Wie es ja auch erst heute vorstellbar ist, dass sich der Landtag das Ansinnen eines Grünen-Abgeordneten einstimmig zueigen macht. Schließlich geht das ganze Forschungsprojekt auf eine Idee des Grünen-Abgeordneten Sepp Dürr zurück. (Florian Sendtner)

Kommentare (1)

  1. W. Rösler am 29.03.2017
    Schade, dass die Bayerische Staatszeitung einen so schlecht recherchierten Artikel veröffentlicht.

    Autor Florian Sendtner schreibt darin zum Beispiel, dass 1993 "Gerhard Frey bekannt gibt, Maunz habe ihn nicht nur jahrzehntelang juristisch beraten, sondern auch unter Pseudonym regelmäßige Hasstiraden" abgeliefert. (Natürlich hat Frey nicht bekanntgegeben, Maunz habe "regelmäßige Hasstiraden" abgeliefert, sondern Sendtner unterschiebt Frey eine solche Äußerung durch den Gebrauch der indirekten Rede.) Was Herr Sendtner hier insinuiert, ist sachlich falsch, denn die National-Zeitung gab 1993 eine Reihe von Maunz-Texten noch einmal wieder, teilweise mit Faksimiles der handschriftlichen Manuskripte. Und daraus ergibt sich, dass Maunz auch an dieser Stelle keine Tiraden veröffentlichte, sondern komplexe verfassungsrechtliche Themen abhandelte und Verfassungsgerichtsentscheidungen erläuterte, offenbar ohne Zorn, Eifer und Verzerrungen, wie sie bei oben stehendem Artikel der Bayerischen Staatszeitung ins Auge stechen. (Kein Geringerer als Roman Herzog hat daher erklärt, er habe Maunz-Artikel aus der National-Zeitung gelesen und die seien "harmlos" gewesen.) Herr Sendtner muss einfach ein Archiv aufsuchen und die Quellen zu Rate ziehen, ehe er scharfe, aber unfundierte Urteile abgibt.

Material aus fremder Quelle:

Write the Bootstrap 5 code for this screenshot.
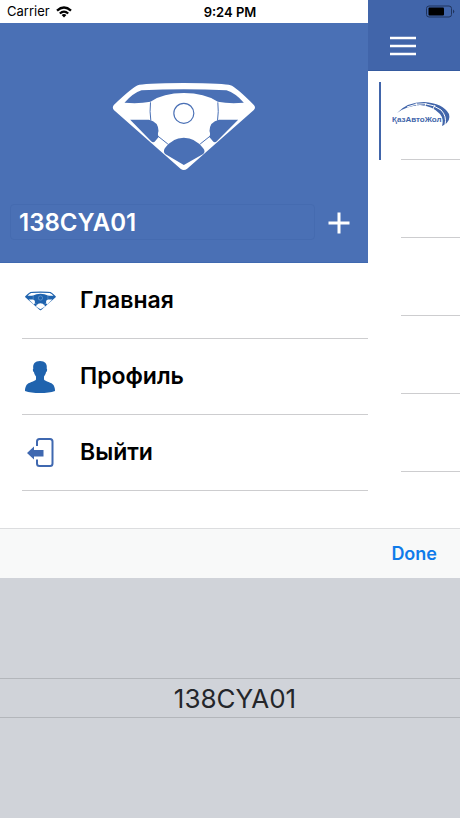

    Was Alfred Seidl angeht, dürfte Sendtner allerdings insoweit Recht haben, als dieser vermutlich auch "aus Überzeugung" in Nürnberg verteidigte - nämlich aus der Überzeugung, die die Alliierten teilten, dass ein "fair trial" ohne Verteidigung nicht denkbar ist.